§ **Written exercise**:
Copy only what lies from the line containing "Generate a component" through the line containing "const face = '#d4d0c8';" in the entries below, keeping both end lines exact and dropping every picture.

§ **The input**:
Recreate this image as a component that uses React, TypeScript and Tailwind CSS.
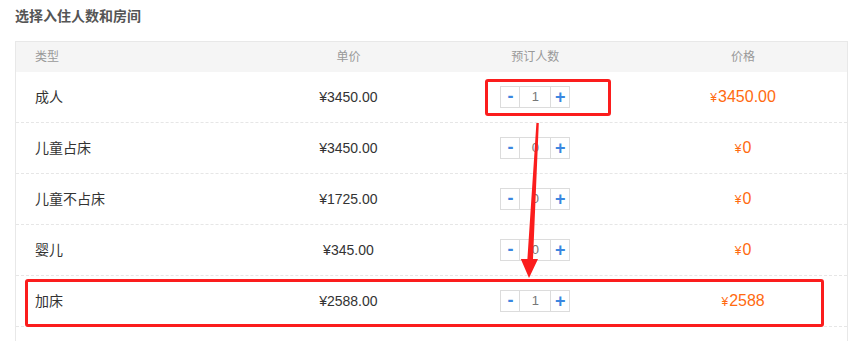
import React from 'react';

type Row = {
  type: string;
  unit: string;
  qty: number;
  total: string;
};

const rows: Row[] = [
  { type: '成人', unit: '¥3450.00', qty: 1, total: '3450.00' },
  { type: '儿童占床', unit: '¥3450.00', qty: 0, total: '0' },
  { type: '儿童不占床', unit: '¥1725.00', qty: 0, total: '0' },
  { type: '婴儿', unit: '¥345.00', qty: 0, total: '0' },
  { type: '加床', unit: '¥2588.00', qty: 1, total: '2588' },
];

/** 数量加减器 */
function Stepper({ value }: { value: number }) {
  return (
    <div className="flex h-[22px] w-[70px] border border-[#dcdcdc] bg-white">
      <button className="flex w-[19px] items-center justify-center border-r border-[#dcdcdc] pb-[2px] text-[18px] font-bold leading-none text-[#3b86e0]">
        -
      </button>
      <div className="flex flex-1 items-center justify-center text-[13px] text-[#777]">
        {value}
      </div>
      <button className="flex w-[19px] items-center justify-center border-l border-[#dcdcdc] text-[18px] font-bold leading-none text-[#3b86e0]">
        +
      </button>
    </div>
  );
}

export default function App() {
  return (
    <div
      className="relative h-[341px] w-[862px] overflow-hidden bg-white"
      style={{ fontFamily: '"Liberation Sans", "Noto Sans CJK SC", sans-serif' }}
    >
      {/* 标题 */}
      <div className="px-[15px] pt-[6px] text-[14px] font-bold leading-[20px] text-[#555]">
        选择入住人数和房间
      </div>

      {/* 表格 */}
      <div className="ml-[15px] mt-[15px] h-[400px] w-[833px] border-x border-t border-[#e8e8e8]">
        <div className="grid h-[30px] grid-cols-[30fr_20fr_25fr_25fr] items-center bg-[#f5f5f5] text-[12px] text-[#999]">
          <div className="pl-[19px]">类型</div>
          <div className="text-center">单价</div>
          <div className="text-center">预订人数</div>
          <div className="text-center">价格</div>
        </div>

        {rows.map((r) => (
          <div
            key={r.type}
            className="grid h-[51px] grid-cols-[30fr_20fr_25fr_25fr] items-center border-b border-dashed border-[#e6e6e6] text-[14px] text-[#333]"
          >
            <div className="pl-[19px]">{r.type}</div>
            <div className="text-center">{r.unit}</div>
            <div className="flex justify-center">
              <Stepper value={r.qty} />
            </div>
            <div className="text-center text-[#ff6a10]">
              <span className="mr-[1px] text-[12px]">¥</span>
              <span className="text-[16px]">{r.total}</span>
            </div>
          </div>
        ))}
      </div>

      {/* 标注 */}
      <div className="absolute left-[485px] top-[79px] h-[37px] w-[126px] rounded-[3px] border-[3px] border-[#fb1d1d]" />
      <div className="absolute left-[25px] top-[279px] h-[48px] w-[799px] rounded-[3px] border-[3px] border-[#fb1d1d]" />
      <svg className="absolute left-0 top-0" width="862" height="341">
        <polygon
          points="536.4,123 538.8,123 533,259 538,259 529,278 520.8,259 527.4,259"
          fill="#fb1d1d"
        />
      </svg>
    </div>
  );
}
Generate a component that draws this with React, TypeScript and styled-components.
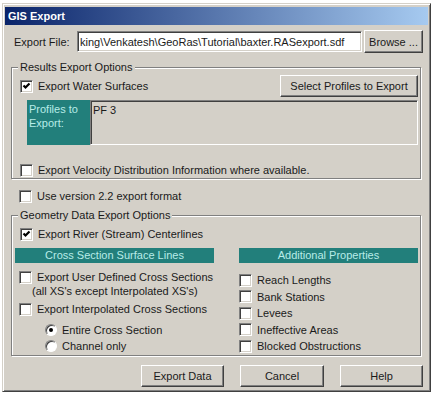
import React from 'react';
import styled, { createGlobalStyle } from 'styled-components';

const GlobalStyle = createGlobalStyle`
  body {
    margin: 0;
    background: #ffffff;
    font-family: "Liberation Sans", Arial, sans-serif;
  }
`;

const face = '#d4d0c8';

const Window = styled.div`
  box-sizing: border-box;
  width: 429px;
  height: 389px;
  margin: 3px 0 0 2px;
  padding: 3px 2px 2px 2px;
  background: ${face};
  border: 1px solid;
  border-color: ${face} #404040 #404040 ${face};
  box-shadow: inset 1px 1px 0 #ffffff, inset -1px -1px 0 #808080;
  font-size: 11px;
  color: #1a1a1a;
`;

const TitleBar = styled.div`
  height: 18px;
  display: flex;
  align-items: center;
  padding-left: 3px;
  background: linear-gradient(to right, #0a246a, #a6caf0);
  color: #ffffff;
  font-weight: bold;
  font-size: 11px;
`;

const FileRow = styled.div`
  display: flex;
  align-items: center;
  height: 23px;
  margin-top: 5px;
  padding-left: 9px;
`;

const FileLabel = styled.span`
  width: 63px;
`;

const TextField = styled.input`
  box-sizing: border-box;
  width: 285px;
  height: 21px;
  padding: 0 2px;
  margin: 0;
  background: #ffffff;
  border: 1px solid;
  border-color: #808080 #ffffff #ffffff #808080;
  box-shadow: inset 1px 1px 0 #404040, inset -1px -1px 0 ${face};
  font-family: inherit;
  font-size: 11px;
  color: #1a1a1a;
  outline: none;
`;

const Button = styled.button<{ $w: number; $h?: number }>`
  box-sizing: border-box;
  width: ${p => p.$w}px;
  height: ${p => p.$h ?? 23}px;
  margin: 0;
  padding: 0;
  background: ${face};
  border: 1px solid;
  border-color: #ffffff #404040 #404040 #ffffff;
  box-shadow: inset -1px -1px 0 #808080, inset 1px 1px 0 ${face};
  font-family: inherit;
  font-size: 11px;
  color: #1a1a1a;
`;

const BrowseButton = styled(Button)`
  margin-left: 2px;
`;

const Group = styled.fieldset<{ $padLeft: number; $top: number; $bottom?: number }>`
  margin: ${p => p.$top}px 7px 0 6px;
  padding: 1px 2px ${p => p.$bottom ?? 0}px ${p => p.$padLeft}px;
  min-width: 0;
  border: 1px solid #808080;
  box-shadow: 1px 1px 0 #ffffff, inset 1px 1px 0 #ffffff;
`;

const Legend = styled.legend<{ $shift: number }>`
  position: relative;
  margin-left: ${p => p.$shift}px;
  padding: 0 2px;
  line-height: 13px;
  background: ${face};
`;

const CheckRow = styled.div<{ $h?: number; $indent?: number; $top?: number }>`
  display: flex;
  align-items: center;
  gap: 5px;
  height: ${p => p.$h ?? 14}px;
  margin-left: ${p => p.$indent ?? 0}px;
  margin-top: ${p => p.$top ?? 0}px;
  white-space: nowrap;
`;

const Box = styled.span`
  box-sizing: border-box;
  flex: none;
  width: 13px;
  height: 13px;
  background: #ffffff;
  border: 1px solid;
  border-color: #808080 #ffffff #ffffff #808080;
  box-shadow: inset 1px 1px 0 #404040, inset -1px -1px 0 ${face};
  display: flex;
  align-items: center;
  justify-content: center;
`;

const Radio = styled.span`
  box-sizing: border-box;
  flex: none;
  width: 12px;
  height: 12px;
  border-radius: 50%;
  background: #ffffff;
  border: 1px solid;
  border-color: #808080 #ffffff #ffffff #808080;
  box-shadow: inset 1px 1px 0 #404040;
  display: flex;
  align-items: center;
  justify-content: center;
`;

const Dot = styled.span`
  width: 4px;
  height: 4px;
  border-radius: 50%;
  background: #000;
`;

const TopRow = styled.div`
  display: flex;
  align-items: center;
  justify-content: space-between;
  height: 22px;
`;

const ProfilesRow = styled.div`
  display: flex;
  height: 45px;
  margin: 3px 0 0 7px;
`;

const TealLabel = styled.div`
  box-sizing: border-box;
  width: 63px;
  padding: 2px 2px;
  line-height: 14px;
  background: #227f7b;
  color: #b8ece8;
`;

const ProfileList = styled.div`
  box-sizing: border-box;
  flex: 1;
  padding: 3px 2px;
  border: 1px solid;
  border-color: #808080 #ffffff #ffffff #808080;
  box-shadow: inset 1px 1px 0 #404040, inset -1px -1px 0 ${face};
`;

const Columns = styled.div`
  display: grid;
  grid-template-columns: 199px 179px;
  column-gap: 25px;
  margin-top: 7px;
`;

const Column = styled.div`
  display: flex;
  flex-direction: column;
`;

const PropList = styled.div`
  display: flex;
  flex-direction: column;
  margin-top: 9px;
`;

const Header = styled.div`
  height: 15px;
  line-height: 15px;
  text-align: center;
  background: #227f7b;
  color: #b8ece8;
`;

const NoteLine = styled.div`
  height: 15px;
  line-height: 15px;
  margin-left: 17px;
  white-space: nowrap;
`;

const ButtonRow = styled.div`
  display: flex;
  justify-content: flex-end;
  gap: 16px;
  margin-top: 9px;
  padding-right: 5px;
`;

const Check = ({ on }: { on?: boolean }) => (
  <Box>
    {on && (
      <svg width="9" height="9" viewBox="0 0 9 9">
        <polyline points="1.5,3.5 3.5,5.5 7.5,1.5" fill="none" stroke="#000" strokeWidth="2.2" />
      </svg>
    )}
  </Box>
);

const properties = ['Reach Lengths', 'Bank Stations', 'Levees', 'Ineffective Areas', 'Blocked Obstructions'];

export default function App() {
  return (
    <>
      <GlobalStyle />
      <Window>
        <TitleBar>GIS Export</TitleBar>

        <FileRow>
          <FileLabel>Export File:</FileLabel>
          <TextField readOnly value="king\Venkatesh\GeoRas\Tutorial\baxter.RASexport.sdf" />
          <BrowseButton $w={59}>Browse ...</BrowseButton>
        </FileRow>

        <Group $padLeft={8} $top={8} $bottom={1}>
          <Legend $shift={-2}>Results Export Options</Legend>
          <TopRow>
            <CheckRow>
              <Check on />
              Export Water Surfaces
            </CheckRow>
            <Button $w={138} $h={22}>Select Profiles to Export</Button>
          </TopRow>
          <ProfilesRow>
            <TealLabel>
              Profiles to
              <br />
              Export:
            </TealLabel>
            <ProfileList>PF 3</ProfileList>
          </ProfilesRow>
          <CheckRow $top={18}>
            <Check />
            Export Velocity Distribution Information where available.
          </CheckRow>
        </Group>

        <CheckRow $indent={14} $top={10}>
          <Check />
          Use version 2.2 export format
        </CheckRow>

        <Group $padLeft={3} $top={6}>
          <Legend $shift={3}>Geometry Data Export Options</Legend>
          <CheckRow $indent={5} $top={4}>
            <Check on />
            Export River (Stream) Centerlines
          </CheckRow>
          <Columns>
            <Column>
              <Header>Cross Section Surface Lines</Header>
              <CheckRow $indent={4} $top={7}>
                <Check />
                Export User Defined Cross Sections
              </CheckRow>
              <NoteLine>(all XS's except Interpolated XS's)</NoteLine>
              <CheckRow $indent={4} $top={3}>
                <Check />
                Export Interpolated Cross Sections
              </CheckRow>
              <CheckRow $indent={30} $top={7}>
                <Radio>
                  <Dot />
                </Radio>
                Entire Cross Section
              </CheckRow>
              <CheckRow $indent={30} $top={2}>
                <Radio />
                Channel only
              </CheckRow>
            </Column>
            <Column>
              <Header>Additional Properties</Header>
              <PropList>
                {properties.map(p => (
                  <CheckRow key={p} $h={16.5}>
                    <Check />
                    {p}
                  </CheckRow>
                ))}
              </PropList>
            </Column>
          </Columns>
        </Group>

        <ButtonRow>
          <Button $w={83} $h={22}>Export Data</Button>
          <Button $w={84} $h={22}>Cancel</Button>
          <Button $w={83} $h={22}>Help</Button>
        </ButtonRow>
      </Window>
    </>
  );
}
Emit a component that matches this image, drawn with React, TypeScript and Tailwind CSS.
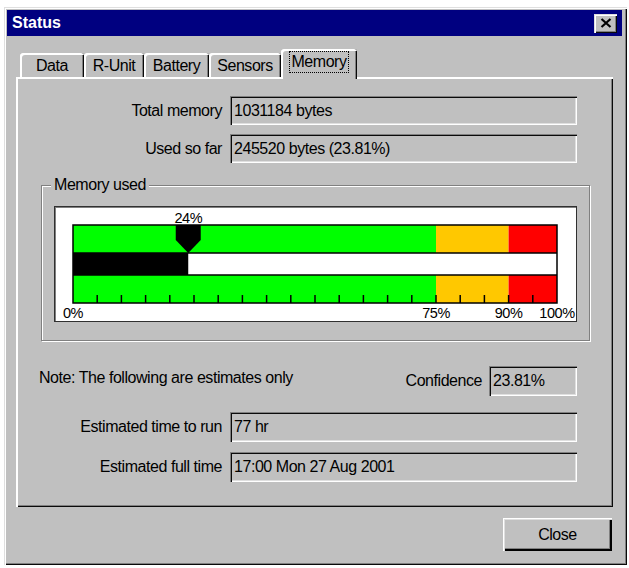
import React from 'react';

const raised =
  'shadow-[inset_1px_1px_#dfdfdf,inset_2px_2px_#ffffff,inset_-1px_-1px_#0a0a0a,inset_-2px_-2px_#808080]';
const sunken =
  'shadow-[inset_1px_1px_#808080,inset_2px_2px_#0a0a0a,inset_-1px_-1px_#ffffff,inset_-2px_-2px_#dfdfdf]';

const tabs = [
  { label: 'Data', w: 'w-[64px]' },
  { label: 'R-Unit', w: 'w-[60px]' },
  { label: 'Battery', w: 'w-[65px]' },
  { label: 'Sensors', w: 'w-[72px]' },
  { label: 'Memory', w: 'w-[76px]', active: true },
];

function Field({ value, className = '' }: { value: string; className?: string }) {
  return (
    <div className={`h-full bg-[#c0c0c0] flex items-center pl-[4px] ${sunken} ${className}`}>
      {value}
    </div>
  );
}

function Row({ label, value, className = '' }: { label: string; value: string; className?: string }) {
  return (
    <div className={`flex items-center h-[30px] ${className}`}>
      <div className="w-[206px] text-right">{label}</div>
      <Field value={value} className="ml-[8px] w-[347px]" />
    </div>
  );
}

function Gauge({ pct }: { pct: number }) {
  const x0 = 18;
  const w = 484;
  const at = (p: number) => x0 + (w * p) / 100;
  const v = at(pct);
  const ticks = Array.from({ length: 19 }, (_, i) => at((i + 1) * 5));
  const band = (y: number) => (
    <>
      <rect x={x0} y={y} width={at(75) - x0} height={28} fill="#00ff00" />
      <rect x={at(75)} y={y} width={at(90) - at(75)} height={28} fill="#ffc800" />
      <rect x={at(90)} y={y} width={at(100) - at(90)} height={28} fill="#ff0000" />
    </>
  );
  return (
    <svg width="521" height="114" viewBox="0 0 521 114" className="block">
      {band(18)}
      <rect x={x0} y={46} width={w} height={22} fill="#ffffff" />
      <rect x={x0} y={46} width={v - x0} height={22} fill="#000000" />
      {band(68)}
      <rect x={x0} y={18} width={w} height={78} fill="none" stroke="#000" strokeWidth="1.5" />
      <line x1={x0} y1={46} x2={x0 + w} y2={46} stroke="#000" strokeWidth="1.5" />
      <line x1={x0} y1={68} x2={x0 + w} y2={68} stroke="#000" strokeWidth="1.5" />
      {ticks.map((t) => (
        <line key={t} x1={t} y1={88} x2={t} y2={96} stroke="#000" strokeWidth="1.5" />
      ))}
      <polygon
        points={`${v - 12.5},18 ${v + 12.5},18 ${v + 12.5},33 ${v},46 ${v - 12.5},33`}
        fill="#000"
      />
      <g fontSize="14.5" fontFamily="'Liberation Sans', Arial, sans-serif" textAnchor="middle" fill="#000">
        <text x={v} y={16}>{Math.round(pct)}%</text>
        <text x={at(0)} y={111}>0%</text>
        <text x={at(75)} y={111}>75%</text>
        <text x={at(90)} y={111}>90%</text>
        <text x={at(100)} y={111}>100%</text>
      </g>
    </svg>
  );
}

export default function App() {
  return (
    <div className="min-h-screen bg-white pt-[7px] pl-[4px] font-['Liberation_Sans',Arial,sans-serif] text-[16px] tracking-[-0.45px] text-black">
      <div
        className={`w-[623px] h-[558px] bg-[#c0c0c0] pl-[3px] pt-[3px] pr-[5px] pb-[3px] ${raised}`}
      >
        {/* Title bar */}
        <div className="h-[26px] bg-[#000080] flex items-center justify-between pl-[5px] pr-[5px]">
          <span className="text-white font-bold text-[16px] tracking-normal leading-none">Status</span>
          <button
            className={`w-[23px] h-[19px] bg-[#c0c0c0] flex items-center justify-center ${raised}`}
          >
            <svg width="12" height="10" viewBox="0 0 12 10">
              <path d="M1.5 1 L10.5 9 M10.5 1 L1.5 9" stroke="#000" strokeWidth="2.2" />
            </svg>
          </button>
        </div>

        <div className="pl-[9px]">
          {/* Tabs */}
          <div className="relative z-10 flex items-end h-[28px] mt-[13px] pl-[4px]">
            {tabs.map((t) =>
              t.active ? (
                <div
                  key={t.label}
                  className={`${t.w} h-[30px] -mb-[2px] bg-[#c0c0c0] rounded-t-[3px] flex items-center justify-center pb-[4px] shadow-[inset_2px_2px_#ffffff,inset_-1px_0_#0a0a0a,inset_-2px_0_#808080]`}
                >
                  <span className="border border-dotted border-black px-[1px] leading-[20px]">
                    {t.label}
                  </span>
                </div>
              ) : (
                <div
                  key={t.label}
                  className={`${t.w} h-[24px] bg-[#c0c0c0] rounded-t-[3px] flex items-center justify-center pt-[2px] shadow-[inset_2px_2px_#ffffff,inset_-1px_0_#0a0a0a,inset_-2px_0_#808080]`}
                >
                  {t.label}
                </div>
              ),
            )}
          </div>

          {/* Panel */}
          <div
            className={`w-[597px] h-[430px] bg-[#c0c0c0] pt-[19px] shadow-[inset_2px_2px_#ffffff,inset_-1px_-1px_#0a0a0a,inset_-2px_-2px_#808080]`}
          >
            <Row label="Total memory" value="1031184 bytes" className="!h-[29px]" />
            <Row label="Used so far" value="245520 bytes (23.81%)" className="mt-[9px] !h-[29px]" />

            <div className="relative mt-[22px] ml-[25px] w-[549px] h-[156px] border border-[#808080] shadow-[inset_1px_1px_#ffffff,1px_1px_#ffffff]">
              <span className="absolute -top-[11px] left-[9px] bg-[#c0c0c0] px-[3px] leading-[20px]">
                Memory used
              </span>
              <div className="mt-[20px] ml-[12px] w-[523px] h-[116px] bg-white border border-[#303030] shadow-[inset_1px_1px_#808080]">
                <Gauge pct={23.81} />
              </div>
            </div>

            <div className="flex items-center h-[30px] mt-[25px]">
              <div className="ml-[23px] -mt-[6px]">Note: The following are estimates only</div>
              <div className="ml-auto">Confidence</div>
              <Field value="23.81%" className="ml-[7px] w-[88px] mr-[36px]" />
            </div>

            <Row label="Estimated time to run" value="77 hr" className="mt-[16px]" />
            <Row label="Estimated full time" value="17:00 Mon 27 Aug 2001" className="mt-[10px]" />
          </div>

          {/* Footer */}
          <div className="flex justify-end w-[597px] mt-[11px]">
            <button
              className="w-[109px] h-[33px] mr-[1px] bg-[#c0c0c0] flex items-center justify-center shadow-[inset_1px_1px_#ffffff,inset_2px_2px_#dfdfdf,inset_-1px_-1px_#000000,inset_-2px_-2px_#000000,inset_-3px_-3px_#808080]"
            >
              Close
            </button>
          </div>
        </div>
      </div>
    </div>
  );
}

§ **Task result**:
Generate a component that draws this with React, TypeScript and styled-components.
import React from 'react';
import styled, { createGlobalStyle } from 'styled-components';

const GlobalStyle = createGlobalStyle`
  body {
    margin: 0;
    background: #ffffff;
    font-family: "Liberation Sans", Arial, sans-serif;
  }
`;

const face = '#d4d0c8';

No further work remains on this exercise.